Data Engineering & Data Pipelines | ETL Infrastructure

Overview

Scalable Data Infrastructure

Data engineering means building the infrastructure that powers all your analytics and AI. It includes collection (what data do you have?), ETL (how do you transform it?), storage (where does it live?), and access (who can use it?). We design data architectures that scale with your data volume, that are maintainable by your team, and that actually work.

Data collection and integration
ETL pipeline design and implementation
Data warehouse or lake setup
Data governance and quality
Monitoring and maintenance

What We Do

Data Engineering & Data Pipelines | ETL Infrastructure services.

Data Inventory

Map what data you have, where it lives, how it flows. Identify quality issues.

Pipeline Design

Architecture for collection, transformation, delivery. Scalable and maintainable.

Quality & Governance

Data validation, schema management, documentation. Data you can trust.

Reliable Analytics

Bad data breaks analytics. Good pipelines mean analytics you trust.

Faster Insights

When data flows automatically, analysts analyze instead of wrangling.

AI Readiness

Most AI fails because data infrastructure is broken. Good pipelines are foundation.

How We Engage

From first call to shipped.

01

Assessment

Map data sources, identify quality issues and requirements.

02

Architecture

Design collection, transformation, storage, and access architecture.

03

Pipeline Build

Build ETL pipelines with scheduling, monitoring, and error recovery.

04

Monitoring

Monitor pipeline health. Debug and optimize.

Deep Dive

How we think about this.

Data engineering is the infrastructure layer that determines whether the rest of your data organization actually works. A broken pipeline that silently delivers 30% fewer records than expected, undetected for two weeks, does more damage to organizational data trust than any tooling decision. A Monte Carlo Data 2023 survey found the average organization with more than 100 engineers experiences 24 data incidents per month, averaging 8.7 hours to detect and 14.4 hours to resolve — at an estimated cost of $52,000 per incident. The highest-ROI investment in any data platform is not the warehouse or the BI tool; it is the monitoring and quality layer that catches failures before business users see them.

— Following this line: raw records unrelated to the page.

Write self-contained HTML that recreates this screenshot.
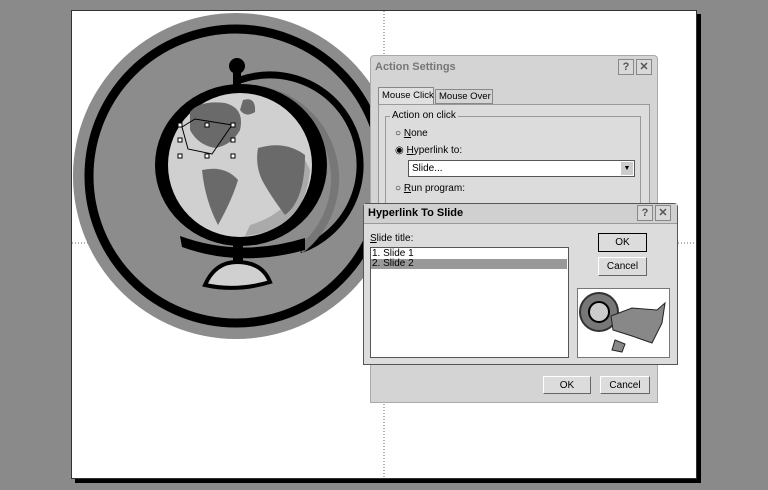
<!DOCTYPE html>
<html><head><style>
*{margin:0;padding:0;box-sizing:border-box}
body{width:768px;height:490px;background:#8a8a8a;position:relative;overflow:hidden;font-family:"Liberation Sans",sans-serif;font-size:10px;color:#000}
.abs{position:absolute;white-space:nowrap}
.btn{position:absolute;background:#dcdcdc;border:1px solid #fff;border-right-color:#666;border-bottom-color:#666;text-align:center;font-size:10px;line-height:17px}
.tb{position:absolute;width:16px;height:16px;background:#d8d8d8;border:1px solid #888;font-size:11px;text-align:center;line-height:14px;font-weight:bold;color:#555}
</style></head><body>
<div class="abs" style="left:75px;top:14px;width:626px;height:469px;background:#000"></div>
<div class="abs" style="left:71px;top:10px;width:626px;height:469px;background:#fff;border:1px solid #333"></div>
<svg class="abs" style="left:0;top:0" width="768" height="490">
<line x1="384" y1="11" x2="384" y2="478" stroke="#666" stroke-dasharray="1,2"/>
<line x1="72" y1="243" x2="696" y2="243" stroke="#666" stroke-dasharray="1,2"/>
<circle cx="236" cy="176" r="163" fill="#8c8c8c"/>
<circle cx="236" cy="176" r="147" fill="none" stroke="#000" stroke-width="9"/>
<path d="M240 80 A86 86 0 0 1 300 250" fill="none" stroke="#000" stroke-width="7"/>
<path d="M260 90 A90 90 0 0 1 300 250" fill="none" stroke="#777" stroke-width="8"/>
<ellipse cx="241" cy="165" rx="86" ry="81" fill="#000"/>
<circle cx="240" cy="165" r="72" fill="#d0d0d0"/>
<path d="M250 225 Q300 210 305 160 L310 170 Q305 230 245 236Z" fill="#aaa"/>
<path d="M190 112 Q200 100 225 103 Q245 108 240 130 Q232 145 215 148 Q198 145 190 130Z" fill="#6a6a6a"/>
<path d="M202 170 Q225 165 238 180 Q232 200 218 225 Q205 200 202 170Z" fill="#6a6a6a"/>
<path d="M258 148 Q285 140 305 155 Q305 200 285 215 Q270 195 262 180 Q255 165 258 148Z" fill="#6a6a6a"/>
<path d="M243 100 Q256 96 255 112 Q246 118 240 110Z" fill="#6a6a6a"/>
<path d="M180 236 Q240 258 305 238 L305 250 Q240 268 182 247Z" fill="#000"/>
<rect x="233" y="62" width="8" height="24" fill="#000"/>
<circle cx="237" cy="66" r="8" fill="#000"/>
<rect x="233" y="245" width="10" height="22" fill="#000"/>
<path d="M205 285 Q215 262 237 262 Q262 262 270 282 Q237 292 205 285Z" fill="#d0d0d0" stroke="#000" stroke-width="4"/>
<path d="M182 127 L195 119 L232 125 L212 154 L188 149Z" fill="none" stroke="#000" stroke-width="1"/>
<g fill="#fff" stroke="#000" stroke-width="1"><rect x="178" y="123" width="4" height="4"/><rect x="205" y="123" width="4" height="4"/><rect x="231" y="123" width="4" height="4"/><rect x="178" y="138" width="4" height="4"/><rect x="231" y="138" width="4" height="4"/><rect x="178" y="154" width="4" height="4"/><rect x="205" y="154" width="4" height="4"/><rect x="231" y="154" width="4" height="4"/></g>
</svg>
<!-- Action settings -->
<div class="abs" style="left:370px;top:55px;width:288px;height:348px;background:#d4d4d4;border:1px solid #aaa;border-radius:4px 4px 0 0"></div>
<div class="abs" style="left:375px;top:61px;font-size:11px;font-weight:bold;color:#777">Action Settings</div>
<div class="tb" style="left:618px;top:59px">?</div><div class="tb" style="left:636px;top:59px">✕</div>
<div class="abs" style="left:378px;top:87px;width:56px;height:18px;background:#e0e0e0;border:1px solid #888;border-bottom:none;padding:2px 3px;font-size:9.5px">Mouse Click</div>
<div class="abs" style="left:435px;top:89px;width:58px;height:15px;border:1px solid #888;padding:1px 3px;font-size:9.5px">Mouse Over</div>
<div class="abs" style="left:378px;top:104px;width:272px;height:260px;border:1px solid #999;background:#dcdcdc"></div>
<div class="abs" style="left:385px;top:116px;width:256px;height:120px;border:1px solid #999"></div>
<div class="abs" style="left:390px;top:110px;background:#dcdcdc;padding:0 2px">Action on click</div>
<div class="abs" style="left:395px;top:128px">○ <u>N</u>one</div>
<div class="abs" style="left:395px;top:145px">◉ <u>H</u>yperlink to:</div>
<div class="abs" style="left:408px;top:160px;width:227px;height:17px;background:#fff;border:1px solid #555;padding:2px 3px">Slide...</div>
<div class="abs" style="left:621px;top:162px;width:12px;height:13px;background:#ccc;font-size:7px;text-align:center;line-height:13px">▼</div>
<div class="abs" style="left:395px;top:183px">○ <u>R</u>un program:</div>
<div class="btn" style="left:543px;top:376px;width:48px;height:18px">OK</div>
<div class="btn" style="left:600px;top:376px;width:50px;height:18px">Cancel</div>
<!-- Hyperlink to slide -->
<div class="abs" style="left:363px;top:203px;width:315px;height:162px;background:#dcdcdc;border:1px solid #555;border-radius:4px 4px 0 0"></div>
<div class="abs" style="left:364px;top:204px;width:313px;height:20px;background:#d0d0d0;border-bottom:1px solid #999"></div>
<div class="abs" style="left:368px;top:207px;font-size:11px;font-weight:bold">Hyperlink To Slide</div>
<div class="tb" style="left:637px;top:205px">?</div><div class="tb" style="left:655px;top:205px">✕</div>
<div class="abs" style="left:370px;top:233px"><u>S</u>lide title:</div>
<div class="abs" style="left:370px;top:247px;width:199px;height:111px;background:#fff;border:1px solid #555"></div>
<div class="abs" style="left:372px;top:249px;line-height:10px">1. Slide 1</div>
<div class="abs" style="left:371px;top:259px;width:196px;height:10px;background:#999;line-height:10px;padding-left:1px">2. Slide 2</div>
<div class="btn" style="left:598px;top:233px;width:49px;height:19px;border:1px solid #000">OK</div>
<div class="btn" style="left:598px;top:257px;width:49px;height:19px">Cancel</div>
<div class="abs" style="left:577px;top:288px;width:93px;height:70px;background:#fff;border:1px solid #777"></div>
<svg class="abs" style="left:577px;top:288px" width="93" height="70">
<circle cx="22" cy="24" r="19" fill="#777" stroke="#333" stroke-width="2"/>
<circle cx="22" cy="24" r="10" fill="#ccc" stroke="#000" stroke-width="2"/>
<path d="M34 28 L55 20 L80 22 L88 15 L85 35 L75 55 L55 48 L36 42Z" fill="#888" stroke="#222" stroke-width="1"/>
<path d="M38 52 L48 56 L45 64 L35 62Z" fill="#888" stroke="#222"/>
</svg>
</body></html>
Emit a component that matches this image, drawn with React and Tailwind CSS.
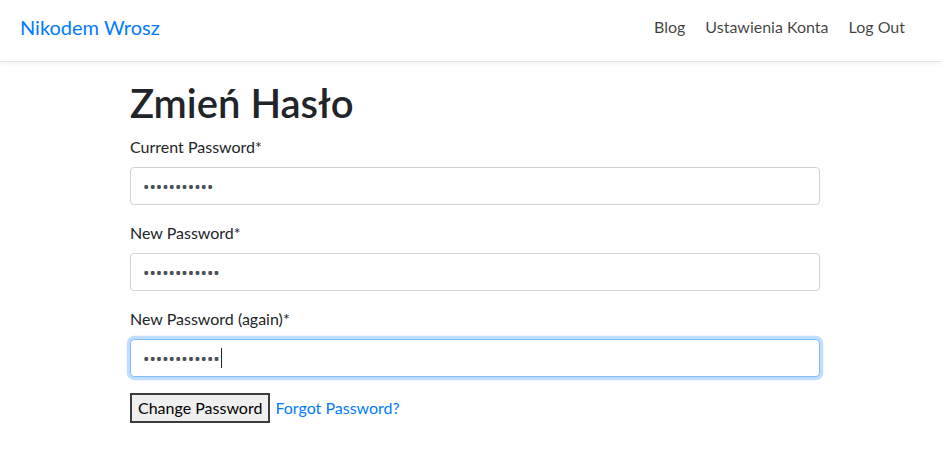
const font = { fontFamily: 'Lato, "Noto Sans", sans-serif' };

const Field = ({ label, value, focused, caretLeft }) => {
  return (
    <div className="mb-4">
      <label className="block mb-2 text-base leading-6 text-[#212529]">{label}</label>
      <div className="relative">
        <input
          type="password"
          readOnly
          defaultValue={value}
          style={{ fontFamily: '"Noto Sans", sans-serif' }}
          className={
            "block w-full h-[38px] px-3 rounded text-[17px] text-[#495057] bg-white outline-none border " +
            (focused
              ? "border-[#80bdff] shadow-[0_0_0_3.2px_rgba(0,123,255,0.25)]"
              : "border-[#ced4da]")
          }
        />
        {focused && (
          <span className="absolute top-[9px] w-px h-[20px] bg-[#212529]" style={{ left: caretLeft }} />
        )}
      </div>
    </div>
  );
};

const App = () => {
  return (
    <div className="min-h-[455px] bg-white" style={font}>
      <nav className="h-[62px] flex items-center justify-between px-4 pb-[8px] border-b border-[#e5e5e5] shadow-[0_2px_4px_rgba(0,0,0,0.05)]">
        <a className="text-xl text-[#007bff] pl-1 leading-[30px]">Nikodem Wrosz</a>
        <ul className="flex items-center text-base text-[rgba(0,0,0,0.75)] pr-[12px]">
          <li className="px-2">Blog</li>
          <li className="px-2 ml-[4px]">Ustawienia Konta</li>
          <li className="px-2 ml-[4px]">Log Out</li>
        </ul>
      </nav>
      <main className="ml-[130px] w-[690px] pt-[17px]">
        <h1 className="text-[40px] leading-[48px] font-semibold text-[#212529] mb-2">Zmień Hasło</h1>
        <Field label="Current Password*" value="12345678901" />
        <Field label="New Password*" value="123456789012" />
        <Field label="New Password (again)*" value="123456789012" focused caretLeft="91px" />
        <div className="flex items-center gap-[5px]">
          <button className="h-[30px] px-[6px] text-base text-black bg-[#efefef] border-2 border-[#3b3b3b] leading-none">
            Change Password
          </button>
          <a className="text-base text-[#007bff]">Forgot Password?</a>
        </div>
      </main>
    </div>
  );
};

export default App;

The Modern Data Stack: Components, Tools, and Tradeoffs

The modern data stack has reached architectural consensus. Five layers, each with a set of tool options at different price-to-capability points, and a set of genuine tradeoffs that determine which option fits which organization. Databricks reached $1.6B ARR in FY2024 with 50%+ year-over-year growth; Snowflake reported $2.8B revenue in FY2024. The market has validated these platforms. The decision is not which category of tool to use but which specific tool in each category — and whether to buy managed or self-host.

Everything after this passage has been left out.